Andrew White, CEO of Toronto-based CHAR Technologies, said SR&ED was "hugely important" when he first started his company, aiming to turn wood waste into pellets to replace metallurgical coal for steelmaking, then divert leftover byproducts into renewable natural gas (RNG) to replace fossil gas in pipelines. But before long, "as with any sort of hard-asset cleantech, you need a lot of money to take the next step"-in CHAR's case to build kilns for high-temperature pyrolysis, expand the business to demonstration scale, and cover marketing and other up-front costs.

That meant moving into the same capital markets that support junior oil, gas, and mining firms, but once the company went public, it could no longer claim SR&ED credits. "That really hurt, because were still doing a lot of research and development, we were doing scale-up, all our shareholders were Canadian-based, and yet we didn't qualify."

Nearly a decade later, "we're still headquartered in Canada, we're building our commercial plant in Thorold, Ontario, most of our R&D goes on there, and our next projects are in Nipigon, Ontario and Saint-Felicien, Quebec," he told The Mix.

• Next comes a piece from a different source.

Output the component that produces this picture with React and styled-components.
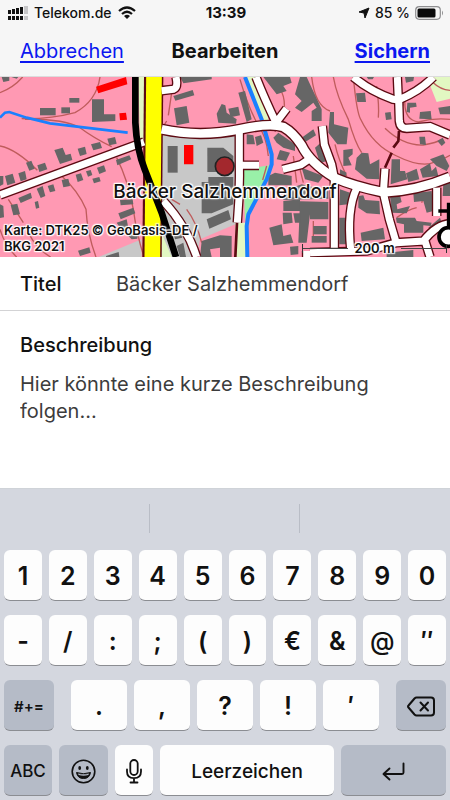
import styled, { createGlobalStyle } from "styled-components"


function App() {
    return (
        <Screen>
            <GlobalStyle />
            <StatusBar>
                <StatusLeft>
                    <SignalIcon />
                    <span>Telekom.de</span>
                    <WifiIcon />
                </StatusLeft>
                <Clock>13:39</Clock>
                <StatusRight>
                    <LocationIcon />
                    <span>85 %</span>
                    <BatteryIcon />
                </StatusRight>
            </StatusBar>
            <NavBar>
                <NavLink href="#abbrechen">Abbrechen</NavLink>
                <NavTitle>Bearbeiten</NavTitle>
                <NavLink href="#sichern" $primary>Sichern</NavLink>
            </NavBar>
            <MapFrame>
                <TownMap />
                <PlaceLabel>Bäcker Salzhemmendorf</PlaceLabel>
                <Attribution>Karte: DTK25 © GeoBasis-DE /<br />BKG 2021</Attribution>
                <ScaleBar><ScaleLine /><span>200 m</span><ScaleLine $end /></ScaleBar>
            </MapFrame>
            <Form>
                <TitleRow>
                    <Label htmlFor="titel">Titel</Label>
                    <TitleInput id="titel" defaultValue="Bäcker Salzhemmendorf" />
                </TitleRow>
                <DescriptionBlock>
                    <Label htmlFor="beschreibung">Beschreibung</Label>
                    <DescriptionInput
                        id="beschreibung"
                        rows={3}
                        defaultValue="Hier könnte eine kurze Beschreibung folgen..."
                    />
                </DescriptionBlock>
            </Form>
            <Keyboard />
        </Screen>
    )
}
export default App


function Keyboard() {
    return (
        <KeyboardPanel>
            <Suggestions><Suggestion /><Suggestion /><Suggestion /></Suggestions>
            <KeyRows>
                <KeyRow>
                    {[..."1234567890"].map((key) => <Key key={key}>{key}</Key>)}
                </KeyRow>
                <KeyRow>
                    {[..."-/:;()€&"].map((key) => <Key key={key}>{key}</Key>)}
                    <Key $light>@</Key>
                    <Key>″</Key>
                </KeyRow>
                <KeyRow $gap={17}>
                    <Key $dark $width={50} $size={15}>#+=</Key>
                    <KeyGroup>
                        {[...".,?!′"].map((key) => <Key key={key}>{key}</Key>)}
                    </KeyGroup>
                    <Key $dark $width={50} aria-label="Löschen"><DeleteIcon /></Key>
                </KeyRow>
                <KeyRow>
                    <Key $dark $width={48} $size={17} $light>ABC</Key>
                    <Key $dark $width={49} aria-label="Emoji"><SmileIcon /></Key>
                    <Key $width={38} aria-label="Diktieren"><MicIcon /></Key>
                    <Key $size={19} $light>Leerzeichen</Key>
                    <Key $dark $width={105} aria-label="Return"><ReturnIcon /></Key>
                </KeyRow>
            </KeyRows>
        </KeyboardPanel>
    )
}

function SignalIcon() {
    return (
        <svg width="20" height="16" viewBox="0 0 20 16" aria-hidden="true">
            <path fill="#111" d="M0 5h3v4H0zM4 4h3v5H4zM8 3h3v6H8zM12 2h3v7h-3zM0 11h3v4H0zM4 11h3v4H4zM8 11h3v4H8zM12 11h3v4h-3z" />
            <path fill="#c6c6c8" d="M16 1h4v8h-4zM16 11h4v4h-4z" />
        </svg>
    )
}

function WifiIcon() {
    return (
        <svg width="18" height="13" viewBox="0 0 18 13" fill="none" stroke="#111" strokeWidth="2.200" aria-hidden="true">
            <path d="M1 5Q9-2 17 5M4 8q5-4.500 10 0" />
            <path d="M9 13 6 10q3-2.500 6 0z" fill="#111" stroke="none" />
        </svg>
    )
}

function LocationIcon() {
    return (
        <svg width="12" height="12" viewBox="0 0 12 12" aria-hidden="true">
            <path d="M11 1 7 11 6 6 1 5z" fill="#111" stroke="#111" strokeLinejoin="round" />
        </svg>
    )
}

function BatteryIcon() {
    return (
        <svg width="29" height="14" viewBox="0 0 29 14" aria-hidden="true">
            <rect x=".7" y=".7" width="24.600" height="12.600" rx="3.500" fill="none" stroke="#8e8e90" strokeWidth="1.200" />
            <rect x="2.500" y="2.500" width="18" height="9" rx="1.500" fill="#0a0a0a" />
            <path d="M27 4.500q2 2.500 0 5z" fill="#8e8e90" />
        </svg>
    )
}

function DeleteIcon() {
    return (
        <svg width="28" height="21" viewBox="0 0 28 21" fill="none" stroke="#111" strokeWidth="2" strokeLinecap="round" strokeLinejoin="round" aria-hidden="true">
            <path d="M9.500 1.500H24q3 0 3 3v12q0 3-3 3H9.500q-1 0-2-1L1.500 11.500q-1-1 0-2L7.500 2.500q1-1 2-1zM13.500 6.500l7.500 8M21 6.500l-7.500 8" />
        </svg>
    )
}

function SmileIcon() {
    return (
        <svg width="25" height="25" viewBox="0 0 25 25" aria-hidden="true">
            <circle cx="12.500" cy="12.500" r="11.300" fill="none" stroke="#111" strokeWidth="1.600" />
            <ellipse cx="8.700" cy="9" rx="1.400" ry="1.900" fill="#111" />
            <ellipse cx="16.300" cy="9" rx="1.400" ry="1.900" fill="#111" />
            <path d="M5.500 13.500q7 2.500 14 0-1 6-7 6t-7-6z" fill="#111" stroke="#111" strokeLinejoin="round" />
            <path d="M7 14.500q5.500 1.700 11 0l-.6 1.500q-4.900 1.300-9.800 0z" fill="#b5bbc7" />
        </svg>
    )
}

function MicIcon() {
    return (
        <svg width="18" height="25" viewBox="0 0 18 25" fill="none" stroke="#111" strokeWidth="1.800" strokeLinecap="round" aria-hidden="true">
            <rect x="5.300" y="1" width="7.400" height="15" rx="3.700" />
            <path d="M2 10.500v2q0 6.700 7 6.700t7-6.700v-2M9 19.500V23M5.500 23.500h7" />
        </svg>
    )
}

function ReturnIcon() {
    return (
        <svg width="23" height="19" viewBox="0 0 23 19" fill="none" stroke="#111" strokeWidth="1.900" strokeLinecap="round" strokeLinejoin="round" aria-hidden="true">
            <path d="M21.500 1.500v9q0 1.500-1.500 1.500H2M7.500 6.500 1.500 12l6 5.500" />
        </svg>
    )
}


const CONTOURS = [
    "M0 50Q40 35 68 3",
    "M65 128Q150 130 225 110Q290 75 300 3",
    "M75 130Q190 128 240 155Q280 185 335 212",
    "M0 210Q50 220 112 283",
    "M185 300Q235 345 258 400Q262 475 288 543",
    "M350 245Q385 315 400 400Q410 475 432 543",
    "M25 370L70 440M85 470Q110 520 152 543M0 460Q15 510 50 543",
    "M515 50 505 118M500 135 492 148M515 370 540 385M560 400Q590 440 605 500",
    "M720 10Q740 80 770 140Q800 180 805 240M800 270 788 312M840 40Q855 60 853 98",
    "M880 240 890 320M900 280 910 320",
    "M935 3Q945 90 990 105M1005 205Q1015 250 1040 300",
    "M1000 3Q1010 60 1045 130Q1065 200 1085 230",
    "M1060 3Q1070 110 1082 130Q1120 210 1190 240Q1250 270 1290 263Q1330 250 1350 238",
    "M1130 30Q1138 90 1135 125M1155 157Q1210 210 1270 207Q1310 200 1325 190",
    "M1215 70Q1210 130 1255 138Q1300 125 1350 130M1300 20Q1320 40 1350 43",
    "M940 435V480M1190 425Q1225 400 1250 395M1270 365 1265 380",
]

// one polygon per house or block of houses
const BUILDINGS = [
    "5,3 28,3 28,14 10,18", "34,3 55,3 50,8", "208,66 238,66 238,80 208,80", "120,96 167,96 167,118 120,118",
    "184,94 210,94 210,112 184,112", "276,70 312,70 312,115 346,115 346,135 276,138",
    "78,260 94,254 104,278 88,284", "112,268 135,260 142,280 118,288",
    "163,222 188,215 197,237 212,233 217,252 180,264", "233,218 255,212 260,234 240,240",
    "273,205 300,198 306,216 280,223", "322,188 345,183 350,203 328,208", "348,252 388,238 394,250 352,268",
    "55,292 75,285 80,310 62,316", "15,300 38,293 46,320 22,328", "0,300 10,300 10,325 0,330",
    "291,275 312,268 318,286 298,294", "258,286 272,282 277,297 264,302", "277,308 298,303 302,316 282,322",
    "227,296 243,292 250,312 233,318", "185,312 205,308 210,330 190,334", "143,330 160,325 166,345 150,349",
    "110,338 128,330 136,360 122,366", "55,366 92,350 96,366 62,381", "32,387 52,383 60,415 40,418",
    "0,385 10,390 12,424 0,426", "104,378 114,375 118,395 108,398", "355,412 400,395 406,412 362,430",
    "360,372 398,370 400,385 362,388", "350,440 380,430 385,455 414,475 412,488 395,490 360,455",
    "234,524 268,514 272,530 240,540", "318,540 356,528 358,543 318,543",
    "540,3 635,3 635,10 550,22", "520,60 578,42 583,58 526,74", "522,97 560,90 568,140 530,148",
    "650,113 665,84 676,88 680,110 710,130 708,143 655,140",
    "685,98 715,92 720,118 692,124", "715,50 735,45 755,130 740,138", "503,210 533,210 533,290 503,290",
    "622,215 670,215 700,240 700,288 622,288", "605,318 625,318 625,303 700,303 700,385 635,412 605,412",
    "620,430 685,402 693,430 628,458", "605,495 660,478 695,480 695,543 660,543 660,515 630,520 635,543 600,543",
    "515,450 540,455 547,485 525,490", "530,510 550,500 558,543 540,543", "740,175 760,178 765,205 740,205",
    "765,183 783,178 790,200 770,210", "820,185 835,170 885,205 885,225 850,215 830,200",
    "840,222 870,230 858,255 830,250", "805,300 825,290 875,300 875,328 805,328",
    "790,3 870,3 875,20 850,30 860,45 830,55", "850,375 900,370 900,405 850,405", "848,410 875,410 878,440 850,445",
    "808,455 845,445 850,480 872,475 880,500 820,508", "870,512 895,510 895,535 872,537",
    "900,3 920,3 965,100 965,135 935,135 935,105 950,95 940,80 905,108 885,95 905,75 885,55",
    "1068,52 1095,50 1098,78 1072,78", "1155,110 1172,108 1175,130 1158,132",
    "1222,80 1248,80 1250,92 1230,95 1230,110 1220,108", "1260,108 1292,105 1295,130 1258,128",
    "1315,95 1350,90 1350,115 1320,115", "1258,182 1275,182 1278,207 1260,205", "1312,195 1328,185 1336,200 1325,210",
    "990,108 1002,108 1002,145 1045,155 1040,205 1012,205 985,170", "905,185 940,160 948,178 912,200",
    "945,215 962,200 980,255 960,262", "1030,222 1058,218 1058,235 1045,245 1055,268 1030,270",
    "1070,245 1085,230 1105,232 1110,265 1138,250 1138,310 1100,308 1065,280", "1020,280 1040,290 1035,310 1020,305",
    "1175,250 1200,250 1200,285 1215,285 1222,310 1172,325", "1218,292 1250,278 1258,310 1225,318",
    "1260,280 1290,262 1295,285 1308,272 1315,300 1268,305", "1290,250 1330,235 1348,270 1340,285 1310,270",
    "905,275 970,300 955,320 915,310", "850,345 905,325 985,345 985,368 850,372",
    "900,376 985,378 985,430 930,430 930,415 920,500 895,500", "880,412 902,412 902,440 885,440",
    "940,450 980,450 980,475 940,475", "935,480 980,480 980,500 935,500", "1020,340 1050,350 1045,385 1018,388",
    "1018,425 1038,425 1040,505 1018,505", "1075,360 1090,358 1095,372 1138,375 1140,415 1100,412 1075,395",
    "1082,470 1150,455 1155,490 1085,495", "1170,360 1200,358 1205,378 1190,385 1192,400 1230,390 1220,412 1175,410",
    "1188,425 1245,425 1250,435 1295,440 1292,450 1270,448 1270,470 1212,470 1212,445 1190,440",
    "1240,352 1295,345 1300,405 1280,410 1270,375 1242,378", "1215,3 1242,3 1240,15 1218,20", "1100,3 1122,3 1118,10 1105,10",
    "1330,320 1350,315 1350,360 1328,360", "1160,530 1240,522 1240,543 1160,543", "1285,455 1320,425 1325,440 1300,465",
]

const WIDE_ROADS = "M485 160Q600 185 720 160Q810 140 850 153Q880 170 905 208Q930 260 1003 305Q1060 330 1150 349Q1250 345 1350 303"

const ROADS = [
    "M0 357 432 198",
    "M528 3Q535 35 520 40L485 44",
    "M490 375Q560 450 590 543",
    "M718 165V265Q720 350 712 440M720 268H777",
    "M768 3Q790 60 828 140L860 98",
    "M848 280 903 266 930 248",
    "M1060 3Q1110 45 1180 70L1195 72 1192 3M1195 72Q1260 45 1300 3",
    "M1196 72 1198 135Q1200 157 1220 157L1290 152 1350 177",
    "M967 150 973 205 995 265 1003 305V515",
    "M1070 337Q1040 400 1052 520",
    "M1155 278 1150 350 1168 430 1190 505",
    "M1310 335V420",
    "M930 530 1100 525 1190 500 1270 495Q1310 445 1350 443M1275 495 1290 543",
    "M920 525V543",
]

function TownMap() {
    return (
        <MapDrawing viewBox="0 3 1350 540" preserveAspectRatio="xMidYMid slice" role="img" aria-label="Karte von Salzhemmendorf">
            <path fill="#ff99b3" d="M0 0h1350v543H0z" />
            <path fill="#c8c8c8" d="M486 178H706V445L600 490 590 543H480zM296 543 425 490V543z" />
            <path fill="#e2f8c2" d="M415 3h20v200h-15zM738 3h40l30 140-20 10zM706 440h36v103h-38zM1285 15l25 63 40-10V3h-50zM480 460 515 543H485z" />
            <path fill="#99f0a8" d="M730 280 808 268 795 320 750 400 735 435z" />
            <g fill="none" stroke="#bf5c5c" strokeWidth="4">
                {CONTOURS.map((d) => <path key={d} d={d} />)}
            </g>
            <g fill="#666">
                {BUILDINGS.map((points) => <polygon key={points} points={points} />)}
            </g>
            <path fill="#f00" d="M288 32 378 3 382 25 295 52zM358 112l20-2 3 21-21 2zM552 207h28v58h-28z" />
            <g fill="none" stroke="#1a80ff">
                <path strokeWidth="8" d="M0 125 15 110 28 108 80 125 150 142 383 170" />
                <path strokeWidth="12" d="M735 3 785 130 815 235V265L800 310 745 415 740 450 742 543" />
            </g>
            <g fill="none" stroke="#5c0a12">
                <path strokeWidth="34" d={WIDE_ROADS} />
                {ROADS.map((d) => <path key={d} strokeWidth="29" d={d} />)}
                <path strokeWidth="8" d="M1197 165 1195 195 1180 215M1175 230 1155 275M711 440 706 543" />
            </g>
            <path fill="none" stroke="#5c0a12" strokeWidth="58" d="M461 3 456 543" />
            <path fill="none" stroke="#ff0" strokeWidth="47" d="M462 3 457 543" />
            <g fill="none" stroke="#fff">
                <path strokeWidth="26" d={WIDE_ROADS} />
                {ROADS.map((d) => <path key={d} strokeWidth="21" d={d} />)}
            </g>
            <path fill="none" stroke="#000" strokeWidth="20" d="M406 3V140Q410 220 434 280L485 410 528 543" />
            <g stroke="#000" strokeWidth="11">
                <circle cx="1345" cy="483" r="28" fill="#fff" />
                <path d="M1346 380V455M1315 405H1350" />
            </g>
            <circle cx="674" cy="271" r="28" fill="#a3282d" stroke="#222" strokeWidth="5" />
        </MapDrawing>
    )
}


const GlobalStyle = createGlobalStyle`
    * {
        box-sizing: border-box;
    }
    body {
        margin: 0;
        background: #fff;
        color: #111;
        font-family: Inter, "Liberation Sans", sans-serif;
    }
    button, input, textarea {
        font-family: inherit;
    }
`;

const Screen = styled.div`
    display: flex;
    flex-direction: column;
    min-height: 100vh;
`;

const StatusBar = styled.header`
    display: grid;
    grid-template-columns: 1fr auto 1fr;
    align-items: center;
    height: 25px;
    padding: 0 6px 0 8px;
    background: #f6f6f6;
    font-size: 14px;
    font-weight: 500;
    line-height: 24px;
`;

const StatusLeft = styled.div`
    display: flex;
    align-items: center;
    gap: 6px;
`;

const StatusRight = styled(StatusLeft)`
    justify-content: flex-end;
    gap: 5px;
`;

const Clock = styled.time`
    font-size: 15px;
    font-weight: 700;
`;

const NavBar = styled.nav`
    display: grid;
    grid-template-columns: 1fr auto 1fr;
    align-items: center;
    height: 52px;
    padding: 0 20px;
    border-bottom: 1px solid #dcdcdc;
    background: #f6f6f6;
`;

const NavLink = styled.a`
    justify-self: ${({ $primary }) => ($primary ? "end" : "start")};
    color: #0b17f0;
    font-size: 20px;
    font-weight: ${({ $primary }) => ($primary ? 700 : 400)};
    line-height: 24px;
    text-underline-offset: 3px;
    text-decoration-skip-ink: none;
`;

const NavTitle = styled.h1`
    margin: 0;
    font-size: 20px;
    font-weight: 700;
    line-height: 24px;
`;

const MapFrame = styled.section`
    position: relative;
    height: 180px;
    overflow: hidden;
    color: #111;
    text-shadow: 0 0 1px #fff, 1px 1px 1px #fff, -1px -1px 1px #fff, 1px -1px 1px #fff, -1px 1px 1px #fff, 0 0 3px #fff;
`;

const MapDrawing = styled.svg`
    display: block;
    width: 100%;
    height: 100%;
`;

const PlaceLabel = styled.div`
    position: absolute;
    top: 103px;
    left: 50%;
    transform: translateX(-50%);
    font-size: 19px;
    font-weight: 500;
    line-height: 24px;
    white-space: nowrap;
`;

const Attribution = styled.div`
    position: absolute;
    bottom: 3px;
    left: 4px;
    font-size: 13px;
    font-weight: 600;
    line-height: 16px;
`;

const ScaleBar = styled.div`
    position: absolute;
    right: 3px;
    bottom: 1px;
    display: flex;
    align-items: center;
    gap: 6px;
    width: 145px;
    font-size: 13px;
    font-weight: 600;
    line-height: 16px;
    white-space: nowrap;
`;

const ScaleLine = styled.div`
    flex: 1;
    height: 9px;
    border: 0 solid #333;
    border-width: ${({ $end }) => ($end ? "0 1px 0 0" : "0 0 0 1px")};
    background: linear-gradient(#444, #444) center / 100% 1px no-repeat;
`;

const Form = styled.form`
    flex: 1;
    display: flex;
    flex-direction: column;
`;

const TitleRow = styled.div`
    display: grid;
    grid-template-columns: 96px 1fr;
    align-items: center;
    height: 54px;
    padding: 0 20px;
    border-bottom: 1px solid #d3d3d5;
`;

const Label = styled.label`
    font-size: 20px;
    font-weight: 500;
    line-height: 26px;
`;

const TitleInput = styled.input`
    width: 100%;
    padding: 0;
    border: 0;
    outline: 0;
    background: transparent;
    color: #3c3c3c;
    font-size: 20px;
    line-height: 26px;
`;

const DescriptionBlock = styled.div`
    flex: 1;
    display: flex;
    flex-direction: column;
    gap: 13px;
    padding: 21px 20px 0;
`;

const DescriptionInput = styled.textarea`
    width: 100%;
    padding: 0;
    border: 0;
    outline: 0;
    resize: none;
    overflow: hidden;
    background: transparent;
    color: #3c3c3c;
    font-size: 20px;
    line-height: 27px;
`;

const KeyboardPanel = styled.section`
    padding-bottom: 4px;
    border-top: 1px solid #cfd3d8;
    background: #d4d7df;
`;

const Suggestions = styled.div`
    display: grid;
    grid-template-columns: repeat(3, 1fr);
    padding: 15px 0 17px;
`;

const Suggestion = styled.div`
    height: 29px;

    &:not(:last-child) {
        border-right: 1px solid #b9bdc6;
    }
`;

const KeyRows = styled.div`
    display: flex;
    flex-direction: column;
    gap: 14px;
    padding: 0 4px;
`;

const KeyRow = styled.div`
    display: flex;
    gap: ${({ $gap }) => $gap || 7}px;
`;

const KeyGroup = styled.div`
    flex: 1;
    display: flex;
    gap: 7px;
`;

const Key = styled.button`
    flex: ${({ $width }) => ($width ? `0 0 ${$width}px` : "1 1 0")};
    display: flex;
    align-items: center;
    justify-content: center;
    min-width: 0;
    height: 51px;
    padding: 2px 0 0;
    border: 0;
    border-bottom: 1px solid #8b8d92;
    border-radius: 6px;
    background: ${({ $dark }) => ($dark ? "#b5bbc7" : "#fdfdfd")};
    color: #111;
    font-size: ${({ $size }) => $size || 25}px;
    font-weight: ${({ $light }) => ($light ? 500 : 600)};
`;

Getting access to refundable tax credits under SR&ED "means we can scale up our research again. We don't have to decide to put a dollar into development and generate revenue versus putting it into R&D. We can put more into R&D up front, really start to accelerate, and make sure we're not losing ground to our U.S. or European competitors in the space in which we operate."

Watson said the tax changes would not specifically make cleantech companies more competitive against fossil fuel subsidies because they aren't meant to be specific to any industry. "These changes could be just as applicable for research and experimental development in oil and gas, to early-stage companies in that industry," he said. "I know a bunch of companies that are clean-techie in that industry, trying to make it better, less damaging, more resilient, less leakage, that sort of stuff."

But "what I think it will do is help de-risk more innovative clean technology companies," at a time when cleantech start-ups outnumber their counterparts in oil and gas.

"I think this will have more of a positive impact on cleantech, only because there are more companies," he said. "You aren't seeing as many oil and gas companies pop out of the woodwork, so my guess would be that you would have more early-stage clean technology companies securing the tax credits than not."